Q: The calendar has been described as "provocative." What’s the most provocative thing in it?

A: [The dancer] Rozann Kraus danced naked for me for two hours, no props, no covering. That was provocative.

Q: But there are no full-frontals, right?

A: Right.

Q: Not even a bum or a boob?

A: In Rozann’s interior photograph you can see her boob. Oh, wait, you can see it on the cover. You can see pubic hair on the cover.

Q: Was everyone nude when you shot them?

A: Not Robert Reich. He was wearing shorts. I tried talking him out of them, which is kind of an odd position to be in — "Is there any way you can take off your boxers?" He said, "Mark, that would be weird."

Q: Too bad. I was going to ask you about his penis.

A: I couldn’t tell you what anyone’s penis looked like.

Q: Why?

A: I didn’t want to stare. There was one guy, he had a piercing and he was playing with it.

Q: Just fiddling with his bauble?

A: Yes, yes.

Q: How did you go about hiding people’s naughty bits?

A: I wanted it to seem natural, not the predictable thing of having them stand behind books. Reich is holding a basket of food.

Q: He’s in a kitchen, right? Isn’t that unhygienic?

A: There was no contact with raw chicken.

Q: Aren’t there people here whom we wouldn’t want to see naked?
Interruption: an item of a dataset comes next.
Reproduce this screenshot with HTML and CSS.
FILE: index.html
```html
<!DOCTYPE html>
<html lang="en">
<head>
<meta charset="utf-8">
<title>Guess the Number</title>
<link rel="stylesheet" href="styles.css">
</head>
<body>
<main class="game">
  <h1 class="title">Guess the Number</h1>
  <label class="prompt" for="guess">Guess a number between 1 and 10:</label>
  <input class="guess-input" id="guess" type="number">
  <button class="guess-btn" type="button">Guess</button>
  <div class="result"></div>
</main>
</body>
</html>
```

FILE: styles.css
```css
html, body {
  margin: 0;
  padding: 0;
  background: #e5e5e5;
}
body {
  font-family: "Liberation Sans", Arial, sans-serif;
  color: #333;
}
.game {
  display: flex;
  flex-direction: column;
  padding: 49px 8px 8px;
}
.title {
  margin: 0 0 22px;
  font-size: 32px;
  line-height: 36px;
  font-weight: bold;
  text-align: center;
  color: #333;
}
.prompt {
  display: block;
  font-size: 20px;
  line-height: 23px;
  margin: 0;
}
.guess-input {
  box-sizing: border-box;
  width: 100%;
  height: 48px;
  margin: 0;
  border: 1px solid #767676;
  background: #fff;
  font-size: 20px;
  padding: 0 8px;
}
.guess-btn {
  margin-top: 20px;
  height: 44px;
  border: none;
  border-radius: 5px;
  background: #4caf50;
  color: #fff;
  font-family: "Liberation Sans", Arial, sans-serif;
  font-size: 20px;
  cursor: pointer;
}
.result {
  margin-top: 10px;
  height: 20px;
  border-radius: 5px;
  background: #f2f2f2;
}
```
A: I honestly believe everyone looks beautiful. I have a habit of falling in love with people I photograph. When I look through the lens, everybody looks so beautiful, and not just with this shoot; it’s just this weird thing.

Q: Still, I don’t think I’d want to see Reich naked.
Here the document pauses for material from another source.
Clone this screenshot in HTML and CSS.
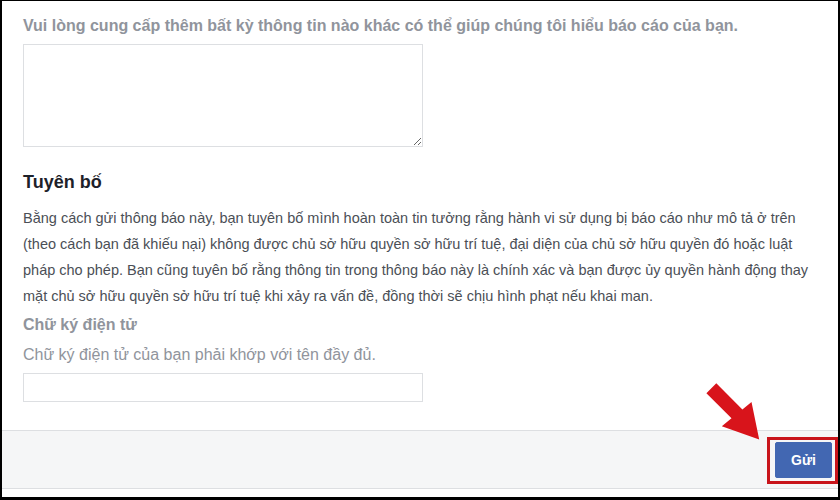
FILE: index.html
```html
<!DOCTYPE html>
<html lang="vi">

<head>
    <meta charset="UTF-8">
    <meta name="viewport" content="width=device-width, initial-scale=1.0">
    <title>Báo cáo</title>
    <link rel="stylesheet" href="styles.css">
</head>

<body>

    <div class="frame">
        <div class="report-body">
            <label class="field-label" for="more-info">Vui lòng cung cấp thêm bất kỳ thông tin nào khác có thể giúp chúng tôi hiểu báo cáo của bạn.</label>
            <textarea id="more-info" class="more-info"></textarea>

            <h2 class="section-title">Tuyên bố</h2>
            <p class="statement">Bằng cách gửi thông báo này, bạn tuyên bố mình hoàn toàn tin tưởng rằng hành vi sử dụng bị báo cáo như mô tả ở trên (theo cách bạn đã khiếu nại) không được chủ sở hữu quyền sở hữu trí tuệ, đại diện của chủ sở hữu quyền đó hoặc luật pháp cho phép. Bạn cũng tuyên bố rằng thông tin trong thông báo này là chính xác và bạn được ủy quyền hành động thay mặt chủ sở hữu quyền sở hữu trí tuệ khi xảy ra vấn đề, đồng thời sẽ chịu hình phạt nếu khai man.</p>

            <label class="field-label sig-label" for="signature">Chữ ký điện tử</label>
            <p class="hint">Chữ ký điện tử của bạn phải khớp với tên đầy đủ.</p>
            <input type="text" id="signature" class="signature">
        </div>

        <div class="report-footer">
            <div class="highlight">
                <button type="submit" class="send-btn">Gửi</button>
            </div>
        </div>

        <!-- red arrow pointing at the button -->
        <svg class="pointer" width="62" height="62" viewBox="0 0 62 62">
            <polygon points="4.4,13.2 14.3,3.3 40.4,29.4 49.5,22 57.2,59.4 19.8,46.2 29.5,38.3" fill="#d8141b"/>
        </svg>
    </div>

</body>

</html>
```

FILE: styles.css
```css
body {
    margin: 0;
    padding: 0;
    background-color: #fff;
    font-family: 'Liberation Sans', Arial, sans-serif;
}

.frame {
    position: relative;
    width: 840px;
    height: 500px;
    box-sizing: border-box;
    border-top: 1px solid #000;
    border-left: 2px solid #000;
    border-right: 2px solid #000;
    border-bottom: 3px solid #000;
    overflow: hidden;
}

.report-body {
    padding: 15px 0 0 21px;
    height: 429px;
    box-sizing: border-box;
}

.field-label {
    display: block;
    color: #90949c;
    font-size: 16px;
    line-height: 20px;
    font-weight: bold;
    margin: 0;
}

.more-info {
    display: block;
    width: 400px;
    height: 103px;
    box-sizing: border-box;
    margin-top: 8px;
    border: 1px solid #dddfe2;
    border-radius: 0;
    resize: vertical;
}

.section-title {
    margin: 24px 0 0 0;
    color: #1d2129;
    font-size: 18px;
    line-height: 22px;
    font-weight: bold;
}

.statement {
    margin: 12px 0 0 0;
    color: #4b4f56;
    font-size: 14.5px;
    line-height: 26px;
    width: 800px;
}

.sig-label {
    margin-top: 6px;
}

.hint {
    margin: 10px 0 0 0;
    color: #90949c;
    font-size: 16px;
    line-height: 20px;
}

.signature {
    display: block;
    width: 400px;
    height: 29px;
    box-sizing: border-box;
    margin-top: 8px;
    border: 1px solid #dddfe2;
    border-radius: 0;
}

.report-footer {
    height: 59px;
    box-sizing: border-box;
    background-color: #f5f6f7;
    border-top: 1px solid #dddfe2;
    border-bottom: 1px solid #dddfe2;
    display: flex;
    justify-content: flex-end;
    align-items: center;
}

.highlight {
    border: 3px solid #c8141b;
    padding: 2px 3px 3px 5px;
    margin-top: 2px;
}

.send-btn {
    display: block;
    background-color: #4267b2;
    border: 1px solid #4267b2;
    border-radius: 2px;
    color: #fff;
    font-family: 'Liberation Sans', Arial, sans-serif;
    font-size: 14px;
    font-weight: bold;
    width: 57px;
    height: 36px;
    cursor: pointer;
}

.pointer {
    position: absolute;
    left: 700px;
    top: 379px;
}
```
A: True. Totally naked, I wouldn’t either.

Q: Any stories that stand out?

A: Shooting [artists] Mags Harries and Lajos Héder at Porter Square station. They came in their bathrobes, naked underneath. Mags sees a man on the platform staring at her. She said, "That’s it, I’m done!" She’s going up the escalator and I’m shouting after her: "I’ve only done six shots! Come back! Please!"

Q: Did anyone seem to regret they’d agreed to do this?
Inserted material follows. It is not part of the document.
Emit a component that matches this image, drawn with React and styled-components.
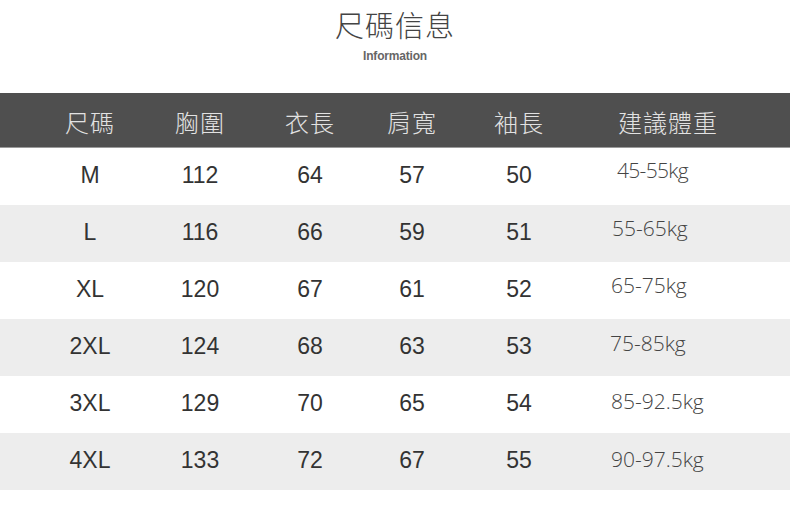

A: There were people who were a little tense. So we’d have them get undressed gradually: take off your sweater, your shirt — this slow-motion striptease.

Q: You’re in the calendar, too. How was that?

A: I thought the shot would be small, way in the back, but it’s on page one, so that gave me a scare, you know, at night, falling asleep, that panicky feeling. Clients and friends will see it, and my children, and my children’s friends. What was I thinking?